Back in February, Akilah Johnson was ”surprised and overwhelmed” when she found out that she was a national finalist in the “Doodle 4 Google” contest for elementary through high school students. Could you imagine how she feels now that she’s won?
Johnson, a sophomore at Eastern Senior High School in the Northeast quadrant of Washington DC, was named the big winner in the national contest which accepts entries from the 53 states and territories, pulling in approximately 100,000 student doodles.
“I was so excited, I started crying,” Akilah says. “I didn’t even look at anybody — I was just looking at the framed copy [of the Doodle] they gave me.”
Akilah is the first contest winner from Washington, because the District was not eligible to enter in the states-only competition in the past years.
The “Doodle 4 Google” contest follows a theme every year, and this year’s theme was “What makes me…me.” Johnson drew a box-braided Doodle and titled it “My Afrocentric Life” using color pencils, black crayons and Sharpie markers. The Doodle also includes symbols of black heritage and signs representing the Black Lives Matter movement.
“Although it felt like forever making this picture, it only took me about two weeks,” Johnson told the Washington Post. “I based this picture off my lifestyle. As a child, I attended Roots [Public Charter School] and Roots [Activity Learning Center], so I was raised in the ‘Afrocentric lifestyle.”

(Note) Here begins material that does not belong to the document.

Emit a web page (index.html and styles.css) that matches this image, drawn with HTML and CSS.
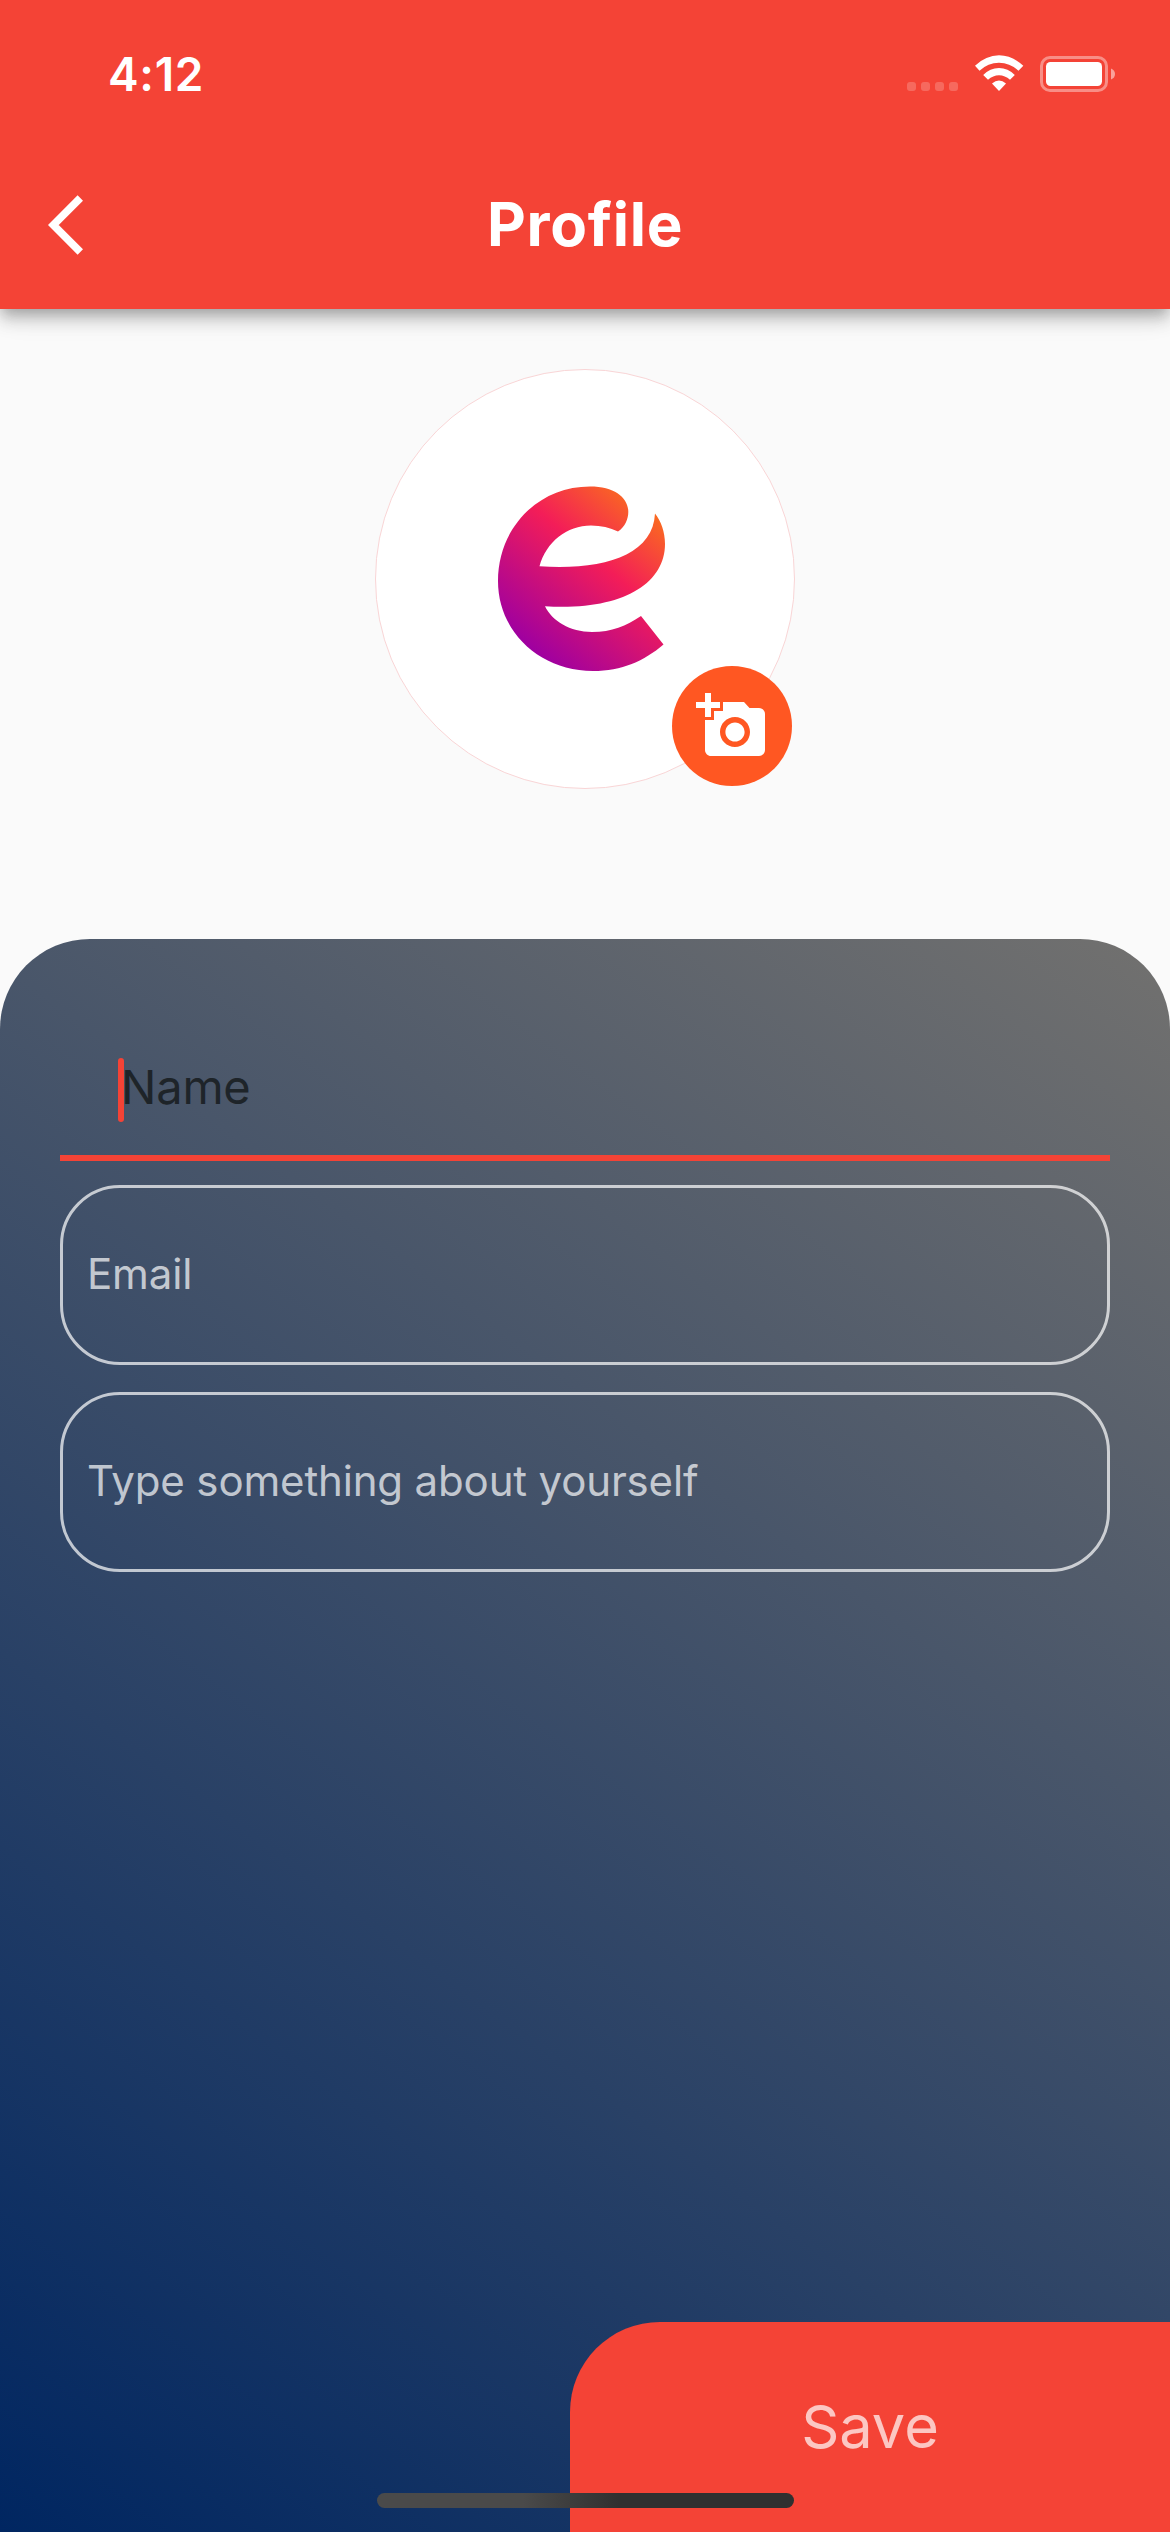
FILE: index.html
```html
<!DOCTYPE html>
<html lang="en">
<head>
<meta charset="utf-8">
<title>Profile</title>
<link rel="stylesheet" href="styles.css">
</head>
<body>
<div class="screen">
  <header class="app-bar">
    <div class="status-bar">
      <span class="clock">4:12</span>
      <svg class="status-icons" viewBox="0 0 210 38" width="210" height="38" fill="#fff">
        <g opacity=".2">
          <rect x="0" y="27" width="9" height="9" rx="3"/>
          <rect x="14" y="27" width="9" height="9" rx="3"/>
          <rect x="28" y="27" width="9" height="9" rx="3"/>
          <rect x="42" y="27" width="9" height="9" rx="3"/>
        </g>
        <path d="M68 10.800Q79 .3 92 .3T116.300 10.800L111.500 15.800Q103 7.800 92 7.800T72.500 15.800Z"/>
        <path d="M76.200 20Q83 13 92 13T107.800 20L103 24.800Q98 20.200 92 20.200T81 24.800Z"/>
        <path d="M85 28.500Q92 22.500 99 28.500L92 36Z"/>
        <rect x="134.500" y="2.500" width="65" height="33" rx="8.500" fill="none" stroke="#fff" stroke-width="3" opacity=".4"/>
        <rect x="139" y="7" width="56" height="24" rx="4.500"/>
        <path d="M204 13.500Q208 15 208 19T204 24.500Z" opacity=".5"/>
      </svg>
    </div>
    <div class="toolbar">
      <svg class="back" viewBox="0 0 36 62" width="36" height="62"><path d="M32.300 4 5.300 31l27 27" fill="none" stroke="#fff" stroke-width="7.600"/></svg>
      <h1 class="title">Profile</h1>
    </div>
  </header>

  <section class="photo">
    <div class="avatar">
      <svg class="logo" viewBox="0 0 230 230" width="230" height="230">
        <defs>
          <linearGradient id="brand" gradientUnits="userSpaceOnUse" x1="57" y1="185" x2="175" y2="45">
            <stop offset="0" stop-color="#9f00a0"/>
            <stop offset=".6" stop-color="#f31d58"/>
            <stop offset="1" stop-color="#fa6a20"/>
          </linearGradient>
        </defs>
        <path fill="url(#brand)" d="M148 71.500C155 67 158.300 59 158.300 52C158.300 38 145 26.500 120 26.500C68 26.500 28 68 28 121C28 172 70 211 123 211C152 211 174 201 193.500 184.500L171 156C156 166 142 172 122 172C100 172 82 161 75 146.300C150 151 195 125 195 84C195 72 191 61 185 53.500C183 96 132 110.500 69.500 106.300C76 82 97 65.500 121 65.500Q136 65.500 148 71.500Z"/>
      </svg>
      <button class="add-photo" aria-label="Add photo">
        <svg viewBox="0 0 24 24" width="72" height="72" fill="#fff"><path d="M3 4V1h2v3h3v2H5v3H3V6H0V4h3zm3 6V7h3V4h7l1.830 2H21c1.100 0 2 .9 2 2v12c0 1.100-.9 2-2 2H5c-1.100 0-2-.9-2-2V10h3zm7 9c2.760 0 5-2.240 5-5s-2.240-5-5-5-5 2.240-5 5 2.240 5 5 5zm-3.200-5c0 1.770 1.430 3.200 3.200 3.200s3.200-1.430 3.200-3.200-1.430-3.200-3.200-3.200-3.200 1.430-3.200 3.200z"/></svg>
      </button>
    </div>
  </section>

  <main class="panel">
    <form class="form">
      <div class="name-field"><span class="caret"></span><span class="name-hint">Name</span></div>
      <div class="field email">Email</div>
      <div class="field about">Type something about yourself</div>
    </form>
    <div class="save">Save</div>
  </main>
  <div class="home-indicator"></div>
</div>
</body>
</html>
```
FILE: styles.css
```css
* { box-sizing: border-box; }

body {
  margin: 0;
  font-family: Inter, "Liberation Sans", sans-serif;
}

.screen {
  position: relative;
  display: flex;
  flex-direction: column;
  width: 1170px;
  height: 2532px;
  overflow: hidden;
  background: #fafafa;
}

.app-bar {
  flex: none;
  height: 309px;
  background: #f44336;
  color: #fff;
  box-shadow: 0 6px 12px -3px rgba(0, 0, 0, .2), 0 12px 15px rgba(0, 0, 0, .14), 0 3px 30px rgba(0, 0, 0, .12);
}

.status-bar {
  display: flex;
  justify-content: space-between;
  align-items: center;
  height: 141px;
  padding: 6px 53px 0 108px;
}

.clock {
  font-size: 46px;
  font-weight: 600;
  letter-spacing: .7px;
  line-height: 56px;
}

.toolbar {
  display: grid;
  grid-template-columns: 168px 1fr 168px;
  align-items: center;
  height: 168px;
}

.back { margin-left: 48px; }

.title {
  margin: 0;
  padding-bottom: 2px;
  text-align: center;
  font-size: 60px;
  font-weight: 700;
  letter-spacing: .7px;
  line-height: 72px;
}

.photo {
  display: flex;
  justify-content: center;
  flex: none;
  height: 630px;
  padding-top: 60px;
}

.avatar {
  position: relative;
  width: 420px;
  height: 420px;
  padding: 91px 95px;
  border: 1px solid #f9d5d6;
  border-radius: 50%;
  background: #fff;
}

.logo { display: block; margin: -1px; }

.add-photo {
  position: absolute;
  right: 2px;
  bottom: 2px;
  display: flex;
  align-items: center;
  justify-content: center;
  width: 120px;
  height: 120px;
  padding: 0;
  border: 0;
  border-radius: 50%;
  background: #ff5722;
}

.panel {
  display: flex;
  flex: 1;
  flex-direction: column;
  justify-content: space-between;
  border-radius: 90px 90px 0 0;
  background: linear-gradient(36.3deg, #002661, #72716f);
}

.form { padding: 90px 60px 0; }

.name-field {
  display: flex;
  align-items: center;
  height: 132px;
  padding: 0 0 4px 58px;
  margin-bottom: 24px;
  border-bottom: 6px solid #f44336;
}

.caret {
  width: 6px;
  height: 64px;
  border-radius: 3px;
  background: #f44336;
}

.name-hint {
  margin-left: -3px;
  padding-bottom: 7px;
  color: #1e2429;
  font-size: 47px;
  letter-spacing: -.2px;
}

.field {
  height: 180px;
  margin-bottom: 27px;
  padding: 0 24px;
  border: 3px solid rgba(255, 255, 255, .7);
  border-radius: 60px;
  color: rgba(255, 255, 255, .7);
  font-size: 42px;
  letter-spacing: -.15px;
  line-height: 172px;
}

.save {
  align-self: flex-end;
  width: 600px;
  height: 210px;
  border-top-left-radius: 90px;
  background: #f44336;
  color: rgba(255, 255, 255, .7);
  font-size: 59.5px;
  line-height: 208px;
  text-align: center;
}

.home-indicator {
  position: absolute;
  left: 377px;
  bottom: 24px;
  width: 417px;
  height: 15px;
  border-radius: 8px;
  background: linear-gradient(90deg, #4a4a4a 35%, #303030 58%);
}
```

An art teacher, Zalika Perkins, urged Akilah to enter Google’s contest because she had faith that she’d do a good job.
Her only concern was that “I thought it was so culturally rich that I didn’t know if people would appreciate it.”
Besides being featured on Google’s home page, Akilah also receives a $30,000 college scholarship, and her high school witll be given a $50,000 Google for Education grant “towards the establishment and improvement of a computer lab or technology program.” She also gets the chance to meet with professional artists at Google’s headquarters. All she wants from her Doodle is for people to be inspired and “try to understand the picture as I want them to understand it.”
The contest’s celebrity judges included athletes Steph Curry and Alex Morgan, astronaut Yvonne Cagle, performers Julie Bowen and B.J. Novak, and animator Glen Keane who worked on Tangled.
Congratulations Akilah! We can’t wait to see what you do next.